One of the things I have to do to get residency is pass a Life in The UK exam where 24 questions will determine whether I’ve learned enough about this country’s history, culture and government to earn the right to becoming a resident. I meant to study for this exam well in advance; I bought the book ages ago but as always happens with the best-laid plans, life interfered and I find myself cramming for the darn thing over the last weekend (my exam is on Wednesday).
I mean, its not the hardest exam I’ll ever have to take but I’ve never been comfortable about not reading all the materials for an exam before I take it. This stems back to my days in college when I would read all the books, do research and borrow other people’s notes on top of my own already extensive ones just to make sure I’ve covered everything. I probably gave myself more work than was necessary.
I suppose I could pass this multiple choice exam with just stock knowledge and a little bit of revising. I’m quite fortunate that I’ve apparently been preparing myself for life in the UK before I even got here. I always loved history. And I’ve been fascinated with British history since I started reading Philippa Gregory and after finishing a book of hers I would inevitable look up more information. Believe it or not, reading romance novels also helped because they’re mostly set in historical times. I’ve also read a lot of classic British literature so that part I’m mostly comfortable with.
I was revising yesterday and I could not wrap my head around notable sports and sportsmen. In that arena I’ve always been more American I think.

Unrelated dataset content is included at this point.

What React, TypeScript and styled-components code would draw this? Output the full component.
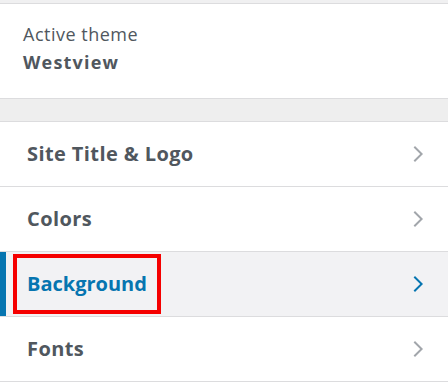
import React from 'react';
import styled, { createGlobalStyle } from 'styled-components';

const GlobalStyle = createGlobalStyle`
  body {
    margin: 0;
    background: #fff;
    font-family: "Open Sans", "Noto Sans", sans-serif;
  }
`;

const Page = styled.div`
  width: 448px;
  height: 385px;
  overflow: hidden;
  background: #fff;
`;

const TopStrip = styled.div`
  height: 3px;
  background: #f0f0f1;
  border-bottom: 1px solid #dcdcde;
`;

const ThemeInfo = styled.div`
  height: 95px;
  box-sizing: border-box;
  padding: 16px 23px 0;
  border-bottom: 1px solid #dcdcde;
  color: #50575e;
`;

const ThemeLabel = styled.div`
  font-size: 18px;
  line-height: 28px;
  letter-spacing: 0.5px;
`;

const ThemeName = styled.div`
  font-size: 18px;
  line-height: 28px;
  font-weight: 700;
  letter-spacing: 1.2px;
`;

const Gap = styled.div`
  height: 22px;
  background: #eeeeee;
  border-bottom: 1px solid #dcdcde;
`;

const Menu = styled.ul`
  list-style: none;
  margin: 0;
  padding: 0;
`;

interface ItemProps {
  $active?: boolean;
}

const Item = styled.li<ItemProps>`
  height: 64px;
  display: flex;
  align-items: center;
  justify-content: space-between;
  padding: 0 19px 0 27px;
  border-bottom: 1px solid #dcdcde;
  background: ${({ $active }) => ($active ? '#f2f2f4' : '#fff')};
  box-shadow: ${({ $active }) => ($active ? 'inset 6px 0 0 #0675b0' : 'none')};
  color: ${({ $active }) => ($active ? '#0675b0' : '#50575e')};
  cursor: pointer;
`;

const Title = styled.span<ItemProps>`
  font-size: 20px;
  font-weight: 700;
  line-height: 26px;
  letter-spacing: 0.4px;
  ${({ $active }) =>
    $active
      ? `
    letter-spacing: 0;
    padding: 13px 10px 13px 10px;
    margin: -13px -10px -13px -10px;
    outline: 4px solid #f50000;
  `
      : ''}
`;

const Chevron = styled.svg<ItemProps>`
  width: 24px;
  height: 24px;
  fill: ${({ $active }) => ($active ? '#0675b0' : '#a2a6ab')};
`;

const items = ['Site Title & Logo', 'Colors', 'Background', 'Fonts'];

export default function App() {
  return (
    <Page>
      <GlobalStyle />
      <TopStrip />
      <ThemeInfo>
        <ThemeLabel>Active theme</ThemeLabel>
        <ThemeName>Westview</ThemeName>
      </ThemeInfo>
      <Gap />
      <Menu>
        {items.map(item => {
          const active = item === 'Background';
          return (
            <Item key={item} $active={active}>
              <Title $active={active}>{item}</Title>
              <Chevron $active={active} viewBox="0 0 24 24">
                <path d="M10 20l8-8-8-8-1.414 1.414L15.172 12l-6.586 6.586z" />
              </Chevron>
            </Item>
          );
        })}
      </Menu>
    </Page>
  );
}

More specifically, the only sport I’ve ever followed closely is basketball so I found myself scratching my head when I get asked questions during the practice exams about the woman who sailed around the world one-handed or who led the British team to a world cup victory in 1966. The political and judicial system were also a struggle for me and while I hope I never have reason to need to know what a crown court is, I can see why all these things are relevant.
All in all, I will be quite busy with this and other residency requirements over the next month but I will try to blog with some kind of regularity. I will also be turning 30 in a few days and you can bet I’ll have something to say about that!